**EXERCISE DETAILS**
Write out the material again word for word, dropping any images it holds.

**DATA SEGMENT**
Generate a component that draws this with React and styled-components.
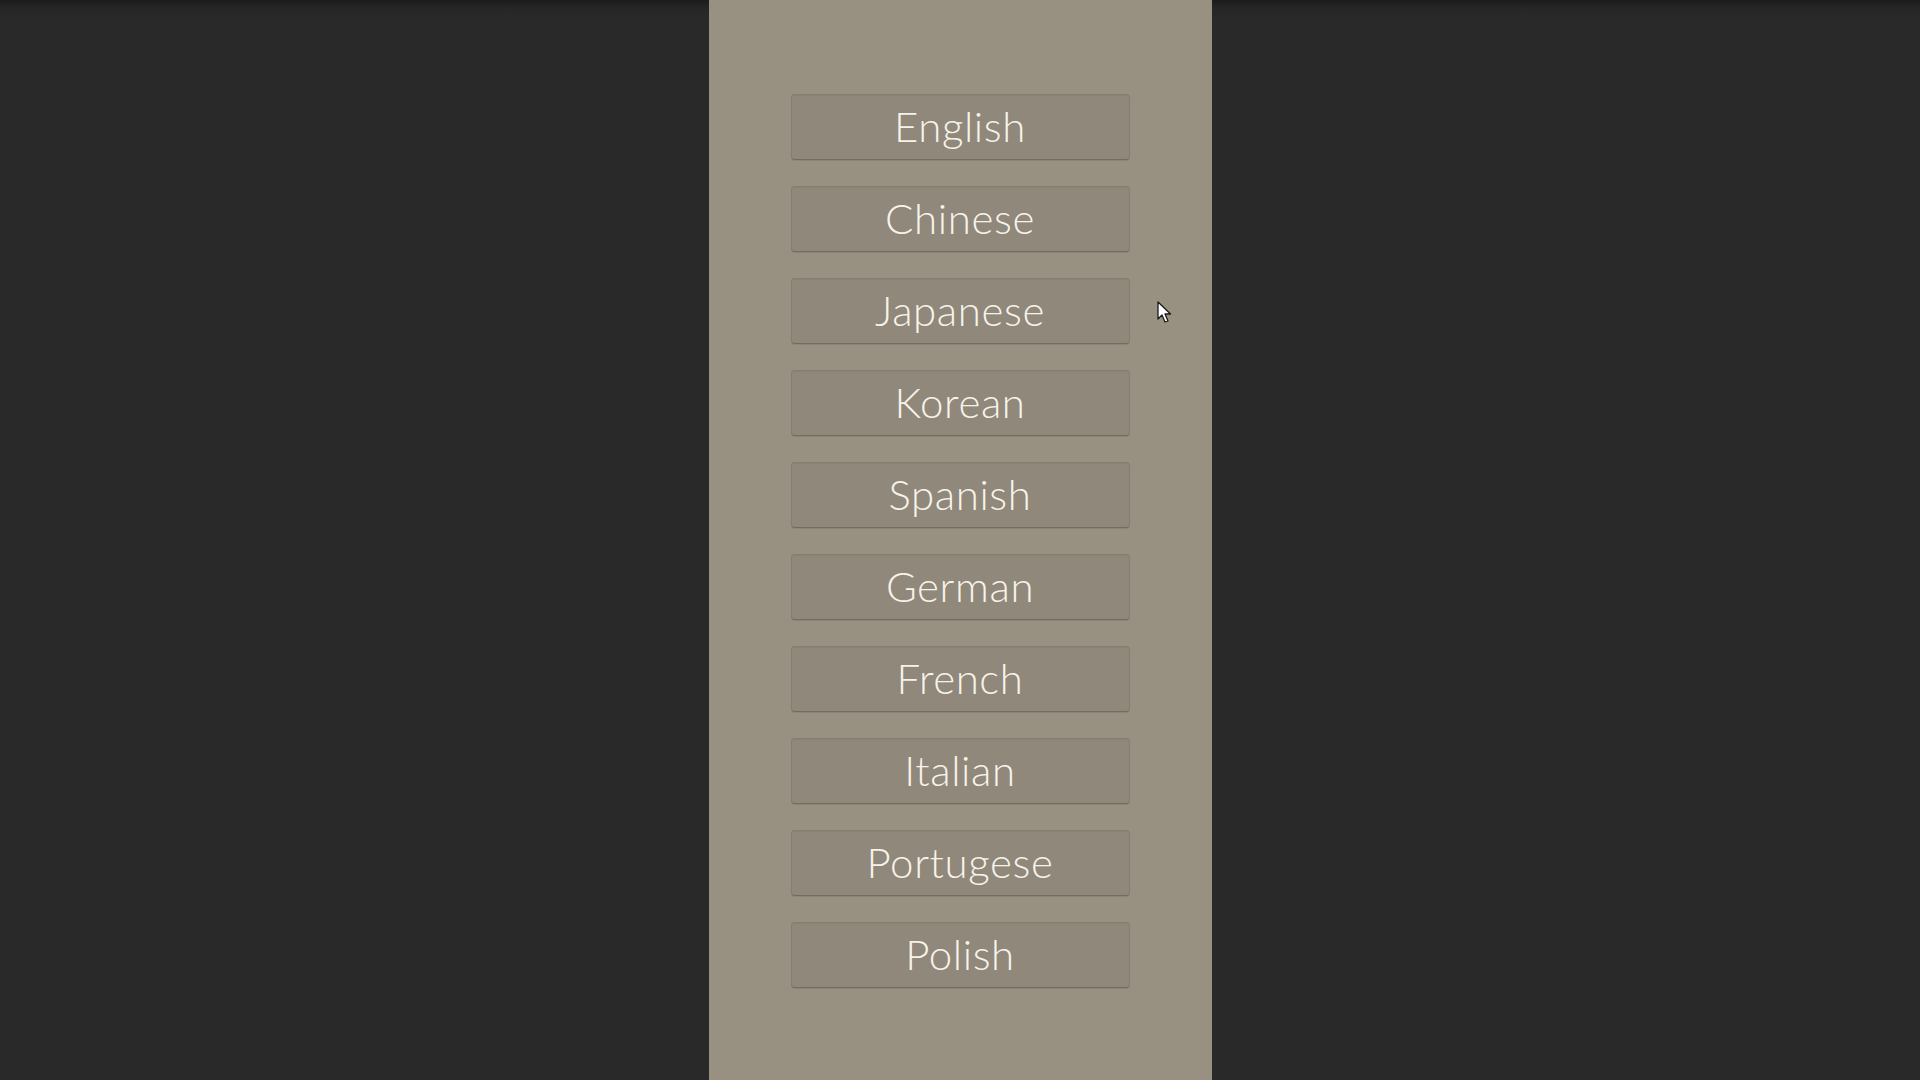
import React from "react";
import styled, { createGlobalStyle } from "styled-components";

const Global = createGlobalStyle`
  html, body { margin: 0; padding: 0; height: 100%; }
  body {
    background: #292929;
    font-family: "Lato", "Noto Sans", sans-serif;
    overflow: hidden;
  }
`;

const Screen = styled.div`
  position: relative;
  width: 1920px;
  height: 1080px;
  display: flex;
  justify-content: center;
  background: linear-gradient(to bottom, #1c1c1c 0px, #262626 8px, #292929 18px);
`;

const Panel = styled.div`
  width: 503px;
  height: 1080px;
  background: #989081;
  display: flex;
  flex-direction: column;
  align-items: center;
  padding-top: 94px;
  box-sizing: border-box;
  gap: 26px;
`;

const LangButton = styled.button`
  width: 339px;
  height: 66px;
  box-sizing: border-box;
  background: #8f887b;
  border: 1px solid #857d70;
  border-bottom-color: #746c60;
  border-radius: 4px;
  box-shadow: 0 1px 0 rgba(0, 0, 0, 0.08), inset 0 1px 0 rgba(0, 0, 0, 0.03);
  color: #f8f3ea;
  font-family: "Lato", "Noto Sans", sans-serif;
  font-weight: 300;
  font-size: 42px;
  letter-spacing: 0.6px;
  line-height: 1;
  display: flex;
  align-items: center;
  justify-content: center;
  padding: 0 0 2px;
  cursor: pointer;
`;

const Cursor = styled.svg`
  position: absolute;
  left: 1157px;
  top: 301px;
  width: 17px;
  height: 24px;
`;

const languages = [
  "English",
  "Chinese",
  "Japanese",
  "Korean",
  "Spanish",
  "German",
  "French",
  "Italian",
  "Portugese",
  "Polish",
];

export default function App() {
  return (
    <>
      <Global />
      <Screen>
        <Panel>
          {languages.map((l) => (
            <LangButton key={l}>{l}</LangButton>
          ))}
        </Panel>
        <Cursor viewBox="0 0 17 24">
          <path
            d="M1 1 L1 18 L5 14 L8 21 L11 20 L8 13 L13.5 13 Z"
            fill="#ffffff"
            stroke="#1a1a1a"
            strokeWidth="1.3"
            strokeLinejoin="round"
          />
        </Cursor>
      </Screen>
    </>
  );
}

**TASK RESPONSE**
Generate a component that draws this with React and styled-components.
import React from "react";
import styled, { createGlobalStyle } from "styled-components";

const Global = createGlobalStyle`
  html, body { margin: 0; padding: 0; height: 100%; }
  body {
    background: #292929;
    font-family: "Lato", "Noto Sans", sans-serif;
    overflow: hidden;
  }
`;

const Screen = styled.div`
  position: relative;
  width: 1920px;
  height: 1080px;
  display: flex;
  justify-content: center;
  background: linear-gradient(to bottom, #1c1c1c 0px, #262626 8px, #292929 18px);
`;

const Panel = styled.div`
  width: 503px;
  height: 1080px;
  background: #989081;
  display: flex;
  flex-direction: column;
  align-items: center;
  padding-top: 94px;
  box-sizing: border-box;
  gap: 26px;
`;

const LangButton = styled.button`
  width: 339px;
  height: 66px;
  box-sizing: border-box;
  background: #8f887b;
  border: 1px solid #857d70;
  border-bottom-color: #746c60;
  border-radius: 4px;
  box-shadow: 0 1px 0 rgba(0, 0, 0, 0.08), inset 0 1px 0 rgba(0, 0, 0, 0.03);
  color: #f8f3ea;
  font-family: "Lato", "Noto Sans", sans-serif;
  font-weight: 300;
  font-size: 42px;
  letter-spacing: 0.6px;
  line-height: 1;
  display: flex;
  align-items: center;
  justify-content: center;
  padding: 0 0 2px;
  cursor: pointer;
`;

const Cursor = styled.svg`
  position: absolute;
  left: 1157px;
  top: 301px;
  width: 17px;
  height: 24px;
`;

const languages = [
  "English",
  "Chinese",
  "Japanese",
  "Korean",
  "Spanish",
  "German",
  "French",
  "Italian",
  "Portugese",
  "Polish",
];

export default function App() {
  return (
    <>
      <Global />
      <Screen>
        <Panel>
          {languages.map((l) => (
            <LangButton key={l}>{l}</LangButton>
          ))}
        </Panel>
        <Cursor viewBox="0 0 17 24">
          <path
            d="M1 1 L1 18 L5 14 L8 21 L11 20 L8 13 L13.5 13 Z"
            fill="#ffffff"
            stroke="#1a1a1a"
            strokeWidth="1.3"
            strokeLinejoin="round"
          />
        </Cursor>
      </Screen>
    </>
  );
}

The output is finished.